Source excerpt.
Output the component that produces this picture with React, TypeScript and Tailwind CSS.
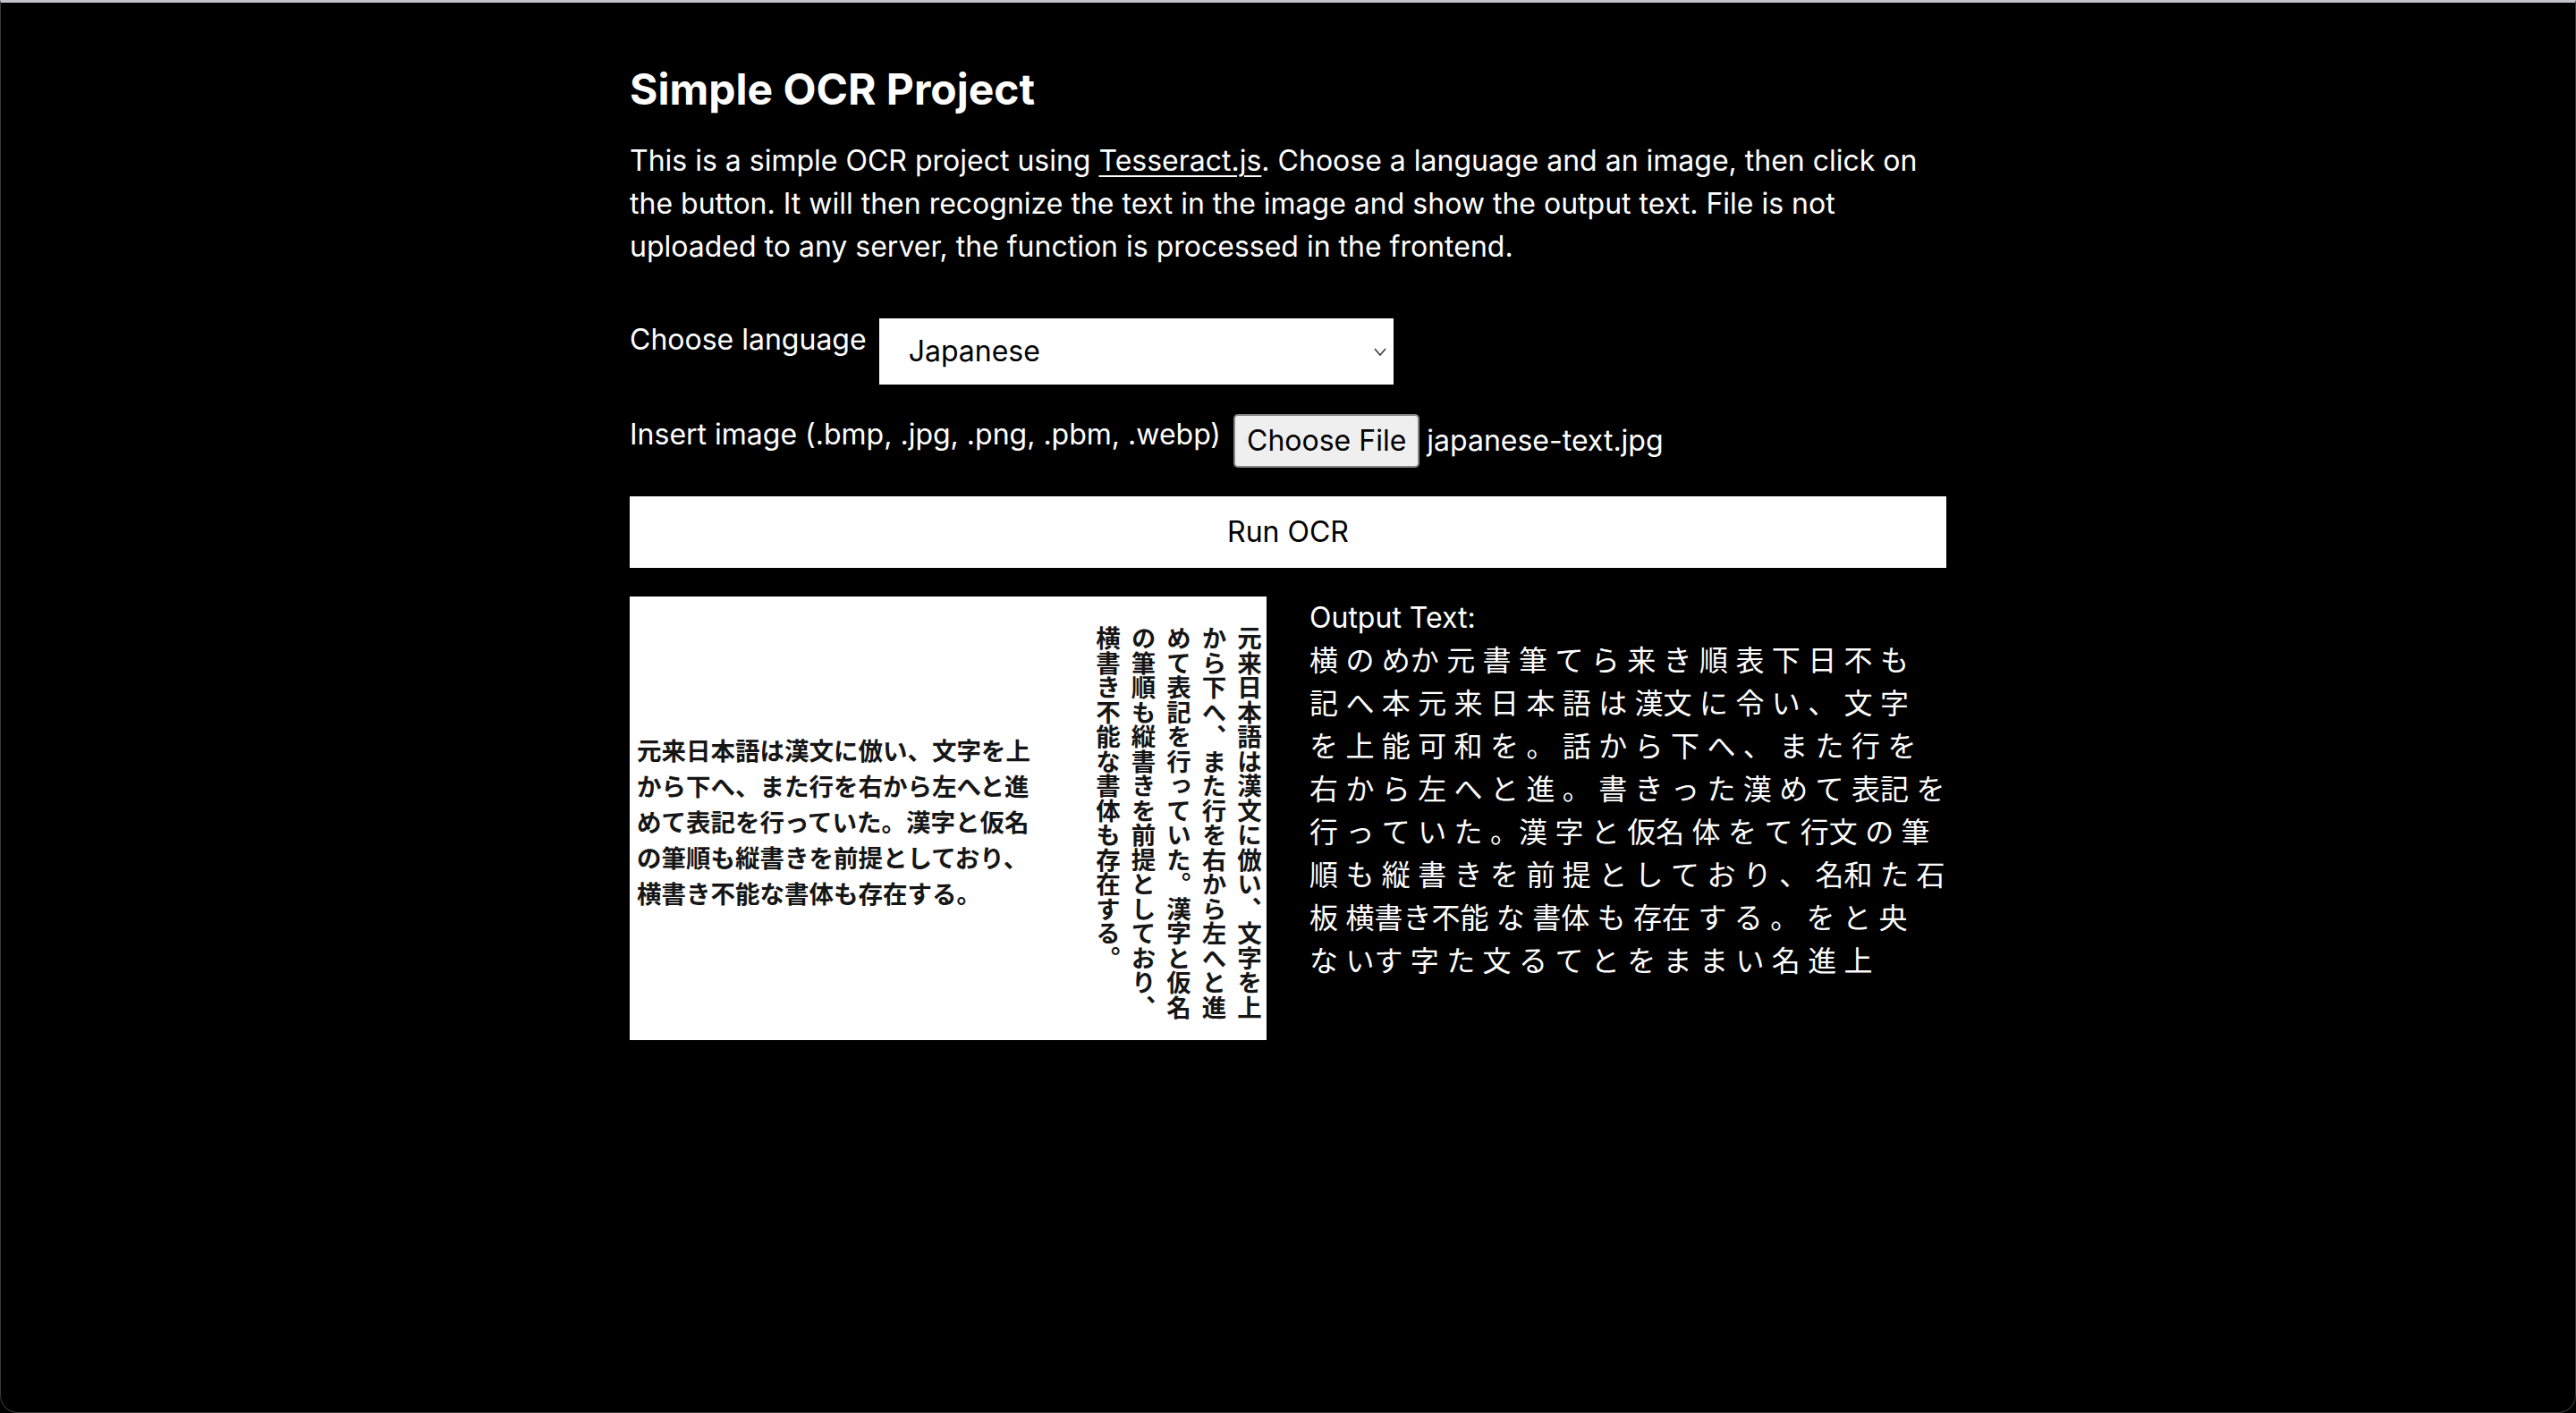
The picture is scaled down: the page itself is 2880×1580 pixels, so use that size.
import React from "react";

const outputLines = [
  "横 の めか 元 書 筆 て ら 来 き 順 表 下 日 不 も",
  "記 へ 本 元 来 日 本 語 は 漢文 に 令 い 、 文 字",
  "を 上 能 可 和 を 。 話 か ら 下 へ 、 ま た 行 を",
  "右 か ら 左 へ と 進 。 書 き っ た 漢 め て 表記 を",
  "行 っ て い た 。漢 字 と 仮名 体 を て 行文 の 筆",
  "順 も 縦 書 き を 前 提 と し て お り 、 名和 た 石",
  "板 横書き不能 な 書体 も 存在 す る 。 を と 央",
  "な いす 字 た 文 る て と を ま ま い 名 進 上",
];

const imageLines = [
  "元来日本語は漢文に倣い、文字を上",
  "から下へ、また行を右から左へと進",
  "めて表記を行っていた。漢字と仮名",
  "の筆順も縦書きを前提としており、",
  "横書き不能な書体も存在する。",
];

export default function App() {
  return (
    <div className="w-full bg-black">
      <div className="h-[1580px] box-border bg-black text-white border-t-[3px] border-t-[#c4c4c8] border-x border-b border-x-[#3a3a3a] border-b-[#3a3a3a] rounded-b-[20px] font-['Inter','Noto_Sans_CJK_JP',sans-serif]">
        <main className="mx-auto w-[1472px] pt-[61px]">
          <h1 className="text-[48px] leading-[72px] font-bold">Simple OCR Project</h1>
          <p className="mt-[20px] text-[32px] leading-[48px]">
            This is a simple OCR project using <a className="underline underline-offset-[5px] decoration-2">Tesseract.js</a>. Choose a
            language and an image, then click on the button. It will then recognize the text in the image and show the output text. File is
            not uploaded to any server, the function is processed in the frontend.
          </p>

          <div className="mt-[56px] flex flex-col gap-[32px]">
            <div className="flex items-start gap-[14px]">
              <span className="text-[32px] leading-[48px]">Choose language</span>
              <div className="w-[575px] h-[74px] bg-white text-black flex items-center justify-between pl-[33px] pr-[8px] text-[32px] leading-[48px]">
                <span>Japanese</span>
                <svg width="14" height="9" viewBox="0 0 14 9" fill="none">
                  <path d="M1 1 L7 8 L13 1" stroke="#3a3a3a" strokeWidth="1.6" />
                </svg>
              </div>
            </div>

            <div className="flex items-start gap-[14px]">
              <span className="text-[32px] leading-[48px]">Insert image (.bmp, .jpg, .png, .pbm, .webp)</span>
              <div className="flex items-center gap-[8px] h-[60px] mt-[1px]">
                <div className="h-[60px] flex items-center px-[13px] bg-[#efefef] text-black border-2 border-[#858585] rounded-[5px] text-[32px] leading-[40px]">
                  Choose File
                </div>
                <span className="text-[32px] leading-[40px]">japanese-text.jpg</span>
              </div>
            </div>

            <button className="w-full h-[80px] bg-white text-black text-[32px] leading-[48px]">Run OCR</button>

            <div className="grid grid-cols-2 gap-x-[48px]">
              <div className="h-[496px] bg-white flex justify-between text-[#161616] font-bold font-['Noto_Sans_CJK_JP',sans-serif] text-[27.5px] leading-[40px]">
                <div className="self-center pl-[8px] pt-[6px]">
                  {imageLines.map((l) => (
                    <div key={l}>{l}</div>
                  ))}
                </div>
                <div className="[writing-mode:vertical-rl] leading-[36px] pt-[33px] pr-[1px] h-full flex flex-col gap-[3.5px]">
                  {imageLines.map((l) => (
                    <div key={l}>{l}</div>
                  ))}
                </div>
              </div>
              <div className="text-[32px] leading-[48px]">
                <div>Output Text:</div>
                <div className="whitespace-pre [word-spacing:-0.6px]">{outputLines.join("\n")}</div>
              </div>
            </div>
          </div>
        </main>
      </div>
    </div>
  );
}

Stated exercise.
Reproduce the material above in full, exactly, with no images.

Output below.
Output the component that produces this picture with React, TypeScript and Tailwind CSS.
The picture is scaled down: the page itself is 2880×1580 pixels, so use that size.
import React from "react";

const outputLines = [
  "横 の めか 元 書 筆 て ら 来 き 順 表 下 日 不 も",
  "記 へ 本 元 来 日 本 語 は 漢文 に 令 い 、 文 字",
  "を 上 能 可 和 を 。 話 か ら 下 へ 、 ま た 行 を",
  "右 か ら 左 へ と 進 。 書 き っ た 漢 め て 表記 を",
  "行 っ て い た 。漢 字 と 仮名 体 を て 行文 の 筆",
  "順 も 縦 書 き を 前 提 と し て お り 、 名和 た 石",
  "板 横書き不能 な 書体 も 存在 す る 。 を と 央",
  "な いす 字 た 文 る て と を ま ま い 名 進 上",
];

const imageLines = [
  "元来日本語は漢文に倣い、文字を上",
  "から下へ、また行を右から左へと進",
  "めて表記を行っていた。漢字と仮名",
  "の筆順も縦書きを前提としており、",
  "横書き不能な書体も存在する。",
];

export default function App() {
  return (
    <div className="w-full bg-black">
      <div className="h-[1580px] box-border bg-black text-white border-t-[3px] border-t-[#c4c4c8] border-x border-b border-x-[#3a3a3a] border-b-[#3a3a3a] rounded-b-[20px] font-['Inter','Noto_Sans_CJK_JP',sans-serif]">
        <main className="mx-auto w-[1472px] pt-[61px]">
          <h1 className="text-[48px] leading-[72px] font-bold">Simple OCR Project</h1>
          <p className="mt-[20px] text-[32px] leading-[48px]">
            This is a simple OCR project using <a className="underline underline-offset-[5px] decoration-2">Tesseract.js</a>. Choose a
            language and an image, then click on the button. It will then recognize the text in the image and show the output text. File is
            not uploaded to any server, the function is processed in the frontend.
          </p>

          <div className="mt-[56px] flex flex-col gap-[32px]">
            <div className="flex items-start gap-[14px]">
              <span className="text-[32px] leading-[48px]">Choose language</span>
              <div className="w-[575px] h-[74px] bg-white text-black flex items-center justify-between pl-[33px] pr-[8px] text-[32px] leading-[48px]">
                <span>Japanese</span>
                <svg width="14" height="9" viewBox="0 0 14 9" fill="none">
                  <path d="M1 1 L7 8 L13 1" stroke="#3a3a3a" strokeWidth="1.6" />
                </svg>
              </div>
            </div>

            <div className="flex items-start gap-[14px]">
              <span className="text-[32px] leading-[48px]">Insert image (.bmp, .jpg, .png, .pbm, .webp)</span>
              <div className="flex items-center gap-[8px] h-[60px] mt-[1px]">
                <div className="h-[60px] flex items-center px-[13px] bg-[#efefef] text-black border-2 border-[#858585] rounded-[5px] text-[32px] leading-[40px]">
                  Choose File
                </div>
                <span className="text-[32px] leading-[40px]">japanese-text.jpg</span>
              </div>
            </div>

            <button className="w-full h-[80px] bg-white text-black text-[32px] leading-[48px]">Run OCR</button>

            <div className="grid grid-cols-2 gap-x-[48px]">
              <div className="h-[496px] bg-white flex justify-between text-[#161616] font-bold font-['Noto_Sans_CJK_JP',sans-serif] text-[27.5px] leading-[40px]">
                <div className="self-center pl-[8px] pt-[6px]">
                  {imageLines.map((l) => (
                    <div key={l}>{l}</div>
                  ))}
                </div>
                <div className="[writing-mode:vertical-rl] leading-[36px] pt-[33px] pr-[1px] h-full flex flex-col gap-[3.5px]">
                  {imageLines.map((l) => (
                    <div key={l}>{l}</div>
                  ))}
                </div>
              </div>
              <div className="text-[32px] leading-[48px]">
                <div>Output Text:</div>
                <div className="whitespace-pre [word-spacing:-0.6px]">{outputLines.join("\n")}</div>
              </div>
            </div>
          </div>
        </main>
      </div>
    </div>
  );
}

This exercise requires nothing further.